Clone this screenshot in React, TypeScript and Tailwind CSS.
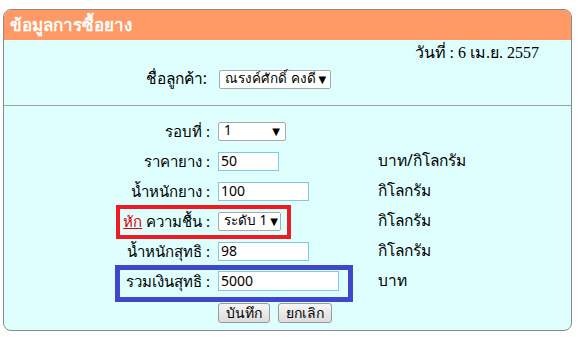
import React from "react";

const sel =
  "h-[19px] bg-white border border-[#a9a9a9] rounded-[2px] flex items-center justify-between pl-[5px] pr-[5px] text-[13.5px] text-black leading-none whitespace-nowrap";
const inp =
  "h-[19px] bg-white border border-[#7fc9e6] flex items-center pl-[2px] text-[14px] text-black leading-none";
const btn =
  "h-[20px] px-[7px] border border-[#9a9a9a] rounded-[3px] bg-gradient-to-b from-[#f6f6f6] to-[#dcdcdc] text-[14px] text-black flex items-center leading-none whitespace-nowrap";

function Arrow() {
  return <span className="text-[10px] leading-none ml-[3px] shrink-0">▼</span>;
}

function Row({ label, field, unit }: { label: React.ReactNode; field: React.ReactNode; unit?: string }) {
  return (
    <>
      <div className="h-[30px] flex items-center justify-end pr-[8px] text-[15px] whitespace-nowrap">{label}</div>
      <div className="h-[30px] flex items-center">{field}</div>
      <div className="h-[30px] flex items-center text-[15.5px]">{unit}</div>
    </>
  );
}

export default function App() {
  return (
    <div className="w-[579px] h-[337px] bg-white pt-[9px] pl-[3px]" style={{ fontFamily: 'Tahoma, "Noto Sans", "DejaVu Sans", sans-serif' }}>
      <div className="w-[569px] h-[322px] border border-[#8a8a8a] rounded-[8px] overflow-hidden bg-[#dfffff] flex flex-col">
        <div className="h-[30px] bg-[#ff9966] flex items-center pl-[6px] text-white font-bold text-[17px] shrink-0">
          ข้อมูลการซื้อยาง
        </div>
        <div className="h-[22px] mt-[2px] flex items-center justify-end pr-[32px] text-[16px] text-black" style={{ fontFamily: '"Liberation Serif", "Times New Roman", serif' }}>
          วันที่ : 6 เม.ย. 2557
        </div>
        <div className="h-[30px] flex items-center">
          <div className="w-[203px] text-right text-[15.5px] whitespace-nowrap">ชื่อลูกค้า:</div>
          <div className="ml-[12px]">
            <div className={`${sel} w-[112px] text-[12.5px] pl-[5px] pr-[5px]`}>
              <span>ณรงค์ศักดิ์ คงดี</span>
              <Arrow />
            </div>
          </div>
        </div>
        <div className="mt-[11px] border-t border-[#a0a0a0]" />
        <div className="relative mt-[10px]">
          <div className="grid grid-cols-[214px_160px_1fr]">
            <Row label="รอบที่ :" field={<div className={`${sel} w-[68px]`}><span>1</span><Arrow /></div>} />
            <Row label="ราคายาง :" field={<div className={`${inp} w-[61px]`}>50</div>} unit="บาท/กิโลกรัม" />
            <Row label="น้ำหนักยาง :" field={<div className={`${inp} w-[91px]`}>100</div>} unit="กิโลกรัม" />
            <Row
              label={
                <span>
                  <span className="text-[#e00000] underline">หัก</span> ความชื้น :
                </span>
              }
              field={<div className={`${sel} w-[63px] pl-[4px] pr-[4px]`}><span>ระดับ 1</span><Arrow /></div>}
              unit="กิโลกรัม"
            />
            <Row label="น้ำหนักสุทธิ :" field={<div className={`${inp} w-[91px]`}>98</div>} unit="กิโลกรัม" />
            <Row label="รวมเงินสุทธิ :" field={<div className={`${inp} w-[121px] h-[20px]`}>5000</div>} unit="บาท" />
          </div>
          <div className="flex gap-[8px] pl-[214px] pt-[7px]">
            <div className={btn}>บันทึก</div>
            <div className={btn}>ยกเลิก</div>
          </div>
          <div className="absolute left-[112px] top-[89px] w-[175px] h-[34px] border-[4px] border-[#ed1c24]" />
          <div className="absolute left-[111px] top-[149px] w-[238px] h-[37px] border-[5px] border-[#3f48cc]" />
        </div>
      </div>
    </div>
  );
}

THE EXERCISE - Print the whole listing above once more, word for word, without its pictures.

RESULT OF THE TASK -
Clone this screenshot in React, TypeScript and Tailwind CSS.
import React from "react";

const sel =
  "h-[19px] bg-white border border-[#a9a9a9] rounded-[2px] flex items-center justify-between pl-[5px] pr-[5px] text-[13.5px] text-black leading-none whitespace-nowrap";
const inp =
  "h-[19px] bg-white border border-[#7fc9e6] flex items-center pl-[2px] text-[14px] text-black leading-none";
const btn =
  "h-[20px] px-[7px] border border-[#9a9a9a] rounded-[3px] bg-gradient-to-b from-[#f6f6f6] to-[#dcdcdc] text-[14px] text-black flex items-center leading-none whitespace-nowrap";

function Arrow() {
  return <span className="text-[10px] leading-none ml-[3px] shrink-0">▼</span>;
}

function Row({ label, field, unit }: { label: React.ReactNode; field: React.ReactNode; unit?: string }) {
  return (
    <>
      <div className="h-[30px] flex items-center justify-end pr-[8px] text-[15px] whitespace-nowrap">{label}</div>
      <div className="h-[30px] flex items-center">{field}</div>
      <div className="h-[30px] flex items-center text-[15.5px]">{unit}</div>
    </>
  );
}

export default function App() {
  return (
    <div className="w-[579px] h-[337px] bg-white pt-[9px] pl-[3px]" style={{ fontFamily: 'Tahoma, "Noto Sans", "DejaVu Sans", sans-serif' }}>
      <div className="w-[569px] h-[322px] border border-[#8a8a8a] rounded-[8px] overflow-hidden bg-[#dfffff] flex flex-col">
        <div className="h-[30px] bg-[#ff9966] flex items-center pl-[6px] text-white font-bold text-[17px] shrink-0">
          ข้อมูลการซื้อยาง
        </div>
        <div className="h-[22px] mt-[2px] flex items-center justify-end pr-[32px] text-[16px] text-black" style={{ fontFamily: '"Liberation Serif", "Times New Roman", serif' }}>
          วันที่ : 6 เม.ย. 2557
        </div>
        <div className="h-[30px] flex items-center">
          <div className="w-[203px] text-right text-[15.5px] whitespace-nowrap">ชื่อลูกค้า:</div>
          <div className="ml-[12px]">
            <div className={`${sel} w-[112px] text-[12.5px] pl-[5px] pr-[5px]`}>
              <span>ณรงค์ศักดิ์ คงดี</span>
              <Arrow />
            </div>
          </div>
        </div>
        <div className="mt-[11px] border-t border-[#a0a0a0]" />
        <div className="relative mt-[10px]">
          <div className="grid grid-cols-[214px_160px_1fr]">
            <Row label="รอบที่ :" field={<div className={`${sel} w-[68px]`}><span>1</span><Arrow /></div>} />
            <Row label="ราคายาง :" field={<div className={`${inp} w-[61px]`}>50</div>} unit="บาท/กิโลกรัม" />
            <Row label="น้ำหนักยาง :" field={<div className={`${inp} w-[91px]`}>100</div>} unit="กิโลกรัม" />
            <Row
              label={
                <span>
                  <span className="text-[#e00000] underline">หัก</span> ความชื้น :
                </span>
              }
              field={<div className={`${sel} w-[63px] pl-[4px] pr-[4px]`}><span>ระดับ 1</span><Arrow /></div>}
              unit="กิโลกรัม"
            />
            <Row label="น้ำหนักสุทธิ :" field={<div className={`${inp} w-[91px]`}>98</div>} unit="กิโลกรัม" />
            <Row label="รวมเงินสุทธิ :" field={<div className={`${inp} w-[121px] h-[20px]`}>5000</div>} unit="บาท" />
          </div>
          <div className="flex gap-[8px] pl-[214px] pt-[7px]">
            <div className={btn}>บันทึก</div>
            <div className={btn}>ยกเลิก</div>
          </div>
          <div className="absolute left-[112px] top-[89px] w-[175px] h-[34px] border-[4px] border-[#ed1c24]" />
          <div className="absolute left-[111px] top-[149px] w-[238px] h-[37px] border-[5px] border-[#3f48cc]" />
        </div>
      </div>
    </div>
  );
}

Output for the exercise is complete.